The key insight which I want to validate (or refute !) with SIFOA is that managing communication is mostly managing a scarce time resource which is made even rarer because of the increase of complexity (hence of communication flows) and change frequency (hence work load).  The goal of this second edition of SIFOA is to provide with a computational model for Lean Enterprise 2.0 to book.  This third topic contains the following:

  • Better and simpler BPEM & BPCM models
    There are two specific goals related to my previous work:   include social network & other related work + better understanding of 2.0 channels. Still the main goal is to produce a simpler model, hence to lose some detail.
  • Formal evidence of lean-style pull management in an uncertain world.
    Although lean is so much more than “good plumbing”, I have been surprised by the strong demonstration of lean principles with the OAI simulation. This simulation was based on application integration through business process in information systems. I would like to reproduce similar results in the world of business process efficiency, following the tracks of Reinertsen. Part of it is well-known (application of queueing theory); parts of it is more subtle (Jackson networks of queues with irregular service laws) and part of it remains to be studied (importance of control & information flows w.r.t. business process efficiency)

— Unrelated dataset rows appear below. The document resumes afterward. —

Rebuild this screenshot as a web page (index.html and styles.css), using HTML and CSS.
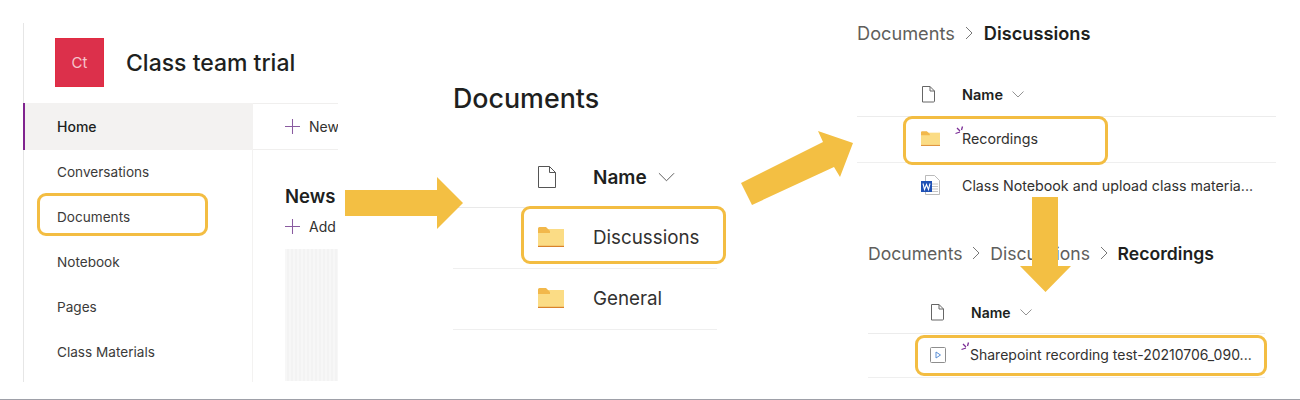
FILE: index.html
```html
<!DOCTYPE html>
<html lang="en">
<head>
<meta charset="utf-8">
<title>Finding a recording in SharePoint</title>
<link rel="stylesheet" href="styles.css">
</head>
<body>
<main class="canvas">

  <section class="panel site">
    <header class="site-head">
      <div class="site-logo">Ct</div>
      <h1 class="site-title">Class team trial</h1>
    </header>
    <div class="site-body">
      <nav class="nav">
        <div class="nav-item nav-active">Home</div>
        <div class="nav-item">Conversations</div>
        <div class="nav-item">Documents</div>
        <div class="nav-item">Notebook</div>
        <div class="nav-item">Pages</div>
        <div class="nav-item">Class Materials</div>
      </nav>
      <div class="site-main">
        <div class="cmdbar">
          <svg class="plus" viewBox="0 0 16 16"><path d="M8 0v16M0 8h16"/></svg>
          <span>New</span>
        </div>
        <h2 class="news">News</h2>
        <div class="add">
          <svg class="plus" viewBox="0 0 16 16"><path d="M8 0v16M0 8h16"/></svg>
          <span>Add</span>
        </div>
        <div class="placeholder"></div>
      </div>
    </div>
  </section>

  <section class="panel docs">
    <h2 class="docs-title">Documents</h2>
    <div class="lg-head">
      <svg class="lg-file" viewBox="0 0 18 22"><path d="M.5.5h11l6 6v15H.5zM11.5.5v6h6"/></svg>
      <span class="lg-name">Name</span>
      <svg class="lg-chev" viewBox="0 0 18 10"><path d="M1 1l8 8 8-8"/></svg>
    </div>
    <div class="lg-row">
      <svg class="lg-folder" viewBox="0 0 26 20"><use href="#folder"/></svg>
      <span>Discussions</span>
    </div>
    <div class="lg-row">
      <svg class="lg-folder" viewBox="0 0 26 20"><use href="#folder"/></svg>
      <span>General</span>
    </div>
  </section>

  <section class="panel disc">
    <div class="crumbs">
      <span class="crumb">Documents</span>
      <svg class="crumb-sep" viewBox="0 0 8 14"><path d="M1 1l6 6-6 6"/></svg>
      <span class="crumb-now">Discussions</span>
    </div>
    <div class="sm-head">
      <svg class="sm-file" viewBox="0 0 14 17"><path d="M1.500.5h7.500l4.500 4.500v10a1 1 0 0 1-1 1h-11v-15.500zM9 .5v4.500h4.500"/></svg>
      <span class="sm-name">Name</span>
      <svg class="sm-chev" viewBox="0 0 12 7"><path d="M.5.5l5.500 5.500 5.500-5.500"/></svg>
    </div>
    <div class="sm-row">
      <svg class="sm-folder" viewBox="0 0 26 20"><use href="#folder"/></svg>
      <svg class="spark" viewBox="0 0 10 9"><path d="M.5 7.500l4.500-1.500M2 2l3 3M7.500 .5l-1 3.500"/></svg>
      <span>Recordings</span>
    </div>
    <div class="sm-row sm-plain">
      <svg class="sm-word" viewBox="0 0 19 20">
        <path class="word-page" d="M4.500.5h9l5 5v14h-14z"/>
        <path class="word-lines" d="M11 9h6M11 11.500h6M11 14h6M11 16.500h6"/>
        <rect class="word-badge" x="0" y="6" width="11" height="11"/>
        <path class="word-w" d="M2 8.500l1.500 6 2-5 2 5 1.500-6"/>
      </svg>
      <span>Class Notebook and upload class materia...</span>
    </div>
  </section>

  <section class="panel rec">
    <div class="crumbs">
      <span class="crumb">Documents</span>
      <svg class="crumb-sep" viewBox="0 0 8 14"><path d="M1 1l6 6-6 6"/></svg>
      <span class="crumb">Discussions</span>
      <svg class="crumb-sep" viewBox="0 0 8 14"><path d="M1 1l6 6-6 6"/></svg>
      <span class="crumb-now">Recordings</span>
    </div>
    <div class="sm-head">
      <svg class="sm-file" viewBox="0 0 14 17"><path d="M1.500.5h7.500l4.500 4.500v10a1 1 0 0 1-1 1h-11v-15.500zM9 .5v4.500h4.500"/></svg>
      <span class="sm-name">Name</span>
      <svg class="sm-chev" viewBox="0 0 12 7"><path d="M.5.5l5.500 5.500 5.500-5.500"/></svg>
    </div>
    <div class="sm-row">
      <svg class="sm-video" viewBox="0 0 16 16">
        <rect class="video-box" x=".5" y=".5" width="15" height="15" rx="1"/>
        <path class="video-play" d="M6 5l4.500 3L6 11z"/>
      </svg>
      <svg class="spark" viewBox="0 0 10 9"><path d="M.5 7.500l4.500-1.500M2 2l3 3M7.500 .5l-1 3.500"/></svg>
      <span>Sharepoint recording test-20210706_090...</span>
    </div>
  </section>

  <div class="ring ring-nav"></div>
  <div class="ring ring-disc"></div>
  <div class="ring ring-rec"></div>
  <div class="ring ring-file"></div>

  <svg class="arrows" viewBox="0 0 1300 400">
    <path d="M345 190H437V177L463 203 437 229V216H345z"/>
    <path d="M741 183L823 142 818 131 853 143 840 177 834 167 752 205z"/>
    <path d="M1032 197H1058V266H1071L1045.500 292 1020 266H1032z"/>
  </svg>

  <svg class="defs" width="0" height="0">
    <defs>
      <g id="folder">
        <path fill="#fbdc85" d="M0 2h26v18H0z"/>
        <path fill="#f2b84b" d="M0 1.500A1.500 1.500 0 0 1 1.500 0H8l4 4v2H0z"/>
        <path fill="#fbdc85" d="M0 6h13l4-3h9v4H0z"/>
        <path fill="#d9822b" d="M0 18.800h26V20H0z"/>
      </g>
    </defs>
  </svg>
</main>
</body>
</html>
```
FILE: styles.css
```css
* { box-sizing: border-box; }
html, body { margin: 0; padding: 0; background: #fff; }
body {
  font-family: Inter, "Liberation Sans", sans-serif;
  color: #323130;
}
h1, h2 { margin: 0; }

.canvas {
  position: relative;
  width: 1300px;
  height: 400px;
  overflow: hidden;
  border-bottom: 1px solid #9ea0a8;
}
.panel { position: absolute; }

/* Site panel */
.site {
  left: 23px;
  top: 23px;
  width: 315px;
  height: 359px;
  display: flex;
  flex-direction: column;
  border-left: 1px solid #e6e6e6;
}
.site-head {
  height: 80px;
  flex: none;
  display: flex;
  align-items: center;
  gap: 22px;
  padding: 0 0 0 31px;
}
.site-logo {
  width: 49px;
  height: 49px;
  margin-bottom: 2px;
  display: flex;
  align-items: center;
  justify-content: center;
  background: #dc304b;
  border: 1px solid #e22b40;
  color: #f6c4cc;
  font-size: 15px;
}
.site-title {
  font-size: 23px;
  font-weight: 500;
  line-height: 30px;
  color: #201f1e;
  white-space: nowrap;
}
.site-body { flex: 1; display: flex; min-height: 0; }
.nav { width: 229px; flex: none; border-right: 1px solid #f3f2f1; }
.nav-item {
  height: 45px;
  display: flex;
  align-items: center;
  padding-left: 33px;
  font-size: 13.600px;
  color: #3b3a39;
}
.nav-active {
  height: 47px;
  margin-left: -1px;
  padding-left: 32px;
  background: #f3f2f1;
  border-left: 2px solid #80248f;
  color: #201f1e;
  font-size: 14px;
  font-weight: 500;
}
.nav-active + .nav-item { height: 44px; }
.site-main {
  flex: 1;
  min-width: 0;
  overflow: hidden;
}
.cmdbar {
  height: 47px;
  display: flex;
  align-items: center;
  gap: 9px;
  padding-left: 32px;
  border-top: 1px solid #f0efee;
  border-bottom: 1px solid #f0efee;
  font-size: 14px;
  white-space: nowrap;
}
.plus { width: 15px; height: 15px; flex: none; }
.plus path { fill: none; stroke: #8a5ba0; stroke-width: 1.100; }
.news {
  margin: 33px 0 0 32px;
  font-size: 18.500px;
  font-weight: 600;
  line-height: 26px;
  color: #201f1e;
}
.add {
  display: flex;
  align-items: center;
  gap: 9px;
  height: 20px;
  margin-top: 7px;
  padding-left: 32px;
  font-size: 14px;
  white-space: nowrap;
}
.placeholder {
  height: 132px;
  margin: 13px 0 0 32px;
  background: repeating-linear-gradient(90deg, #f7f7f7 0 2px, #f3f3f3 2px 4px);
}

/* Documents panel */
.docs { left: 453px; top: 81px; width: 264px; }
.docs-title {
  font-size: 26.800px;
  font-weight: 500;
  line-height: 34px;
  color: #201f1e;
}
.lg-head {
  display: flex;
  align-items: center;
  height: 93px;
  padding: 32px 0 0 85px;
  border-bottom: 1px solid #e9e9e9;
}
.lg-file { width: 18px; height: 22px; flex: none; margin-right: 37px; }
.lg-file path { fill: none; stroke: #555; stroke-width: 1; }
.lg-name { font-size: 19px; font-weight: 600; color: #201f1e; }
.lg-chev { width: 17px; height: 10px; margin-left: 11px; }
.lg-chev path { fill: none; stroke: #555; stroke-width: 1; }
.lg-row {
  display: flex;
  align-items: center;
  height: 61px;
  padding: 0 0 2px 85px;
  font-size: 18.800px;
  color: #323130;
  border-bottom: 1px solid #efefef;
}
.lg-folder { width: 26px; height: 20px; flex: none; margin-right: 29px; }

/* Breadcrumbs */
.crumbs {
  display: flex;
  align-items: center;
  height: 24px;
  font-size: 17.600px;
  white-space: nowrap;
}
.disc .crumbs { font-size: 18.200px; }
.crumb { color: #605e5c; }
.crumb-now { color: #201f1e; font-weight: 600; }
.crumb-sep { width: 8px; height: 14px; flex: none; margin: 0 10.500px; }
.rec .crumb-sep { margin: 0 9.800px; }
.crumb-sep path { fill: none; stroke: #777; stroke-width: 1; }

/* Small lists */
.disc { left: 857px; top: 21px; width: 419px; }
.rec { left: 868px; top: 241px; width: 397px; }
.sm-head {
  display: flex;
  align-items: center;
  height: 72px;
  padding: 28px 0 0 64px;
  border-bottom: 1px solid #ececec;
}
.rec .sm-head { height: 69px; padding: 27px 0 0 62px; }
.sm-file { width: 14px; height: 17px; flex: none; margin-right: 27px; }
.sm-file path { fill: none; stroke: #666; stroke-width: 1; }
.sm-name { font-size: 14px; font-weight: 600; color: #201f1e; }
.disc .sm-name { font-size: 14.500px; }
.sm-chev { width: 12px; height: 7px; margin-left: 9px; }
.sm-chev path { fill: none; stroke: #777; stroke-width: .8; }
.sm-row {
  position: relative;
  display: flex;
  align-items: center;
  height: 46px;
  padding: 0 0 2px 64px;
  font-size: 14.250px;
  color: #323130;
  white-space: nowrap;
  border-bottom: 1px solid #efefef;
}
.sm-plain { height: 44px; padding-bottom: 0; border-bottom: 0; }
.rec .sm-row { height: 44px; padding: 0 0 2px 62px; font-size: 14px; }
.sm-folder { width: 19px; height: 15px; flex: none; margin-right: 22px; }
.sm-word { width: 19px; height: 20px; flex: none; margin-right: 22px; }
.word-page { fill: #fff; stroke: #a9a9a9; stroke-width: .8; }
.word-lines { fill: none; stroke: #b5b5b5; stroke-width: .8; }
.word-badge { fill: #1f51b5; }
.word-w { fill: none; stroke: #fff; stroke-width: 1.100; }
.sm-video { width: 16px; height: 16px; flex: none; margin-right: 24px; }
.video-box { fill: #fff; stroke: #8e8e8e; stroke-width: 1; }
.video-play { fill: none; stroke: #5a8fd6; stroke-width: 1; }
.spark {
  position: absolute;
  left: 98px;
  top: 9px;
  width: 10px;
  height: 9px;
}
.rec .spark { left: 93px; top: 8px; }
.spark path { fill: none; stroke: #7b2d96; stroke-width: 1.300; }

/* Highlights and arrows that lie over the panels */
.ring {
  position: absolute;
  border: 3px solid #f3bd42;
  border-radius: 9px;
  background: transparent;
}
.ring-nav { left: 37px; top: 193px; width: 171px; height: 43px; }
.ring-disc { left: 521px; top: 206px; width: 205px; height: 58px; }
.ring-rec { left: 903px; top: 116px; width: 205px; height: 49px; }
.ring-file { left: 915px; top: 335px; width: 352px; height: 41px; }
.arrows {
  position: absolute;
  left: 0;
  top: 0;
  width: 1300px;
  height: 400px;
}
.arrows path { fill: #f3bf43; }
.defs { position: absolute; }
```
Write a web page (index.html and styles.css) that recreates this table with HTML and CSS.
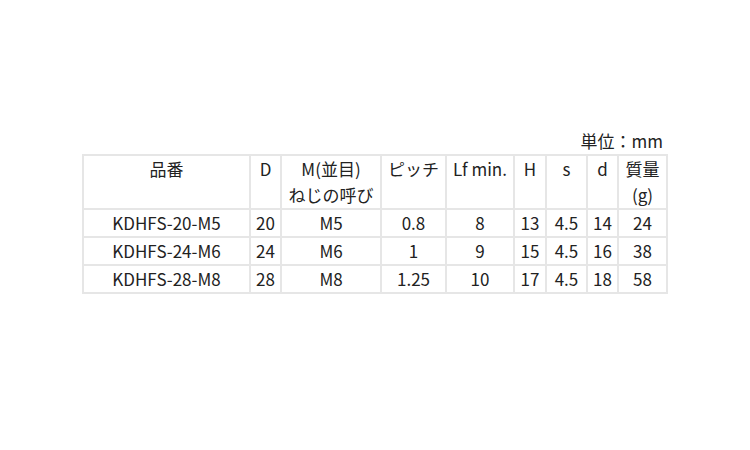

  • Showcasing the necessity of 2.0 communication tools.
    Another key intuition of my previous book is that large-scale companies or divisions are faced with information flows of such magnitude that they escape conventional tools and practices (they lead to the syndrome “I am always in a meeting or answering my email”). SIFOA v2 aims at running computing experiment which will demonstrate the scalability of new forms of communication.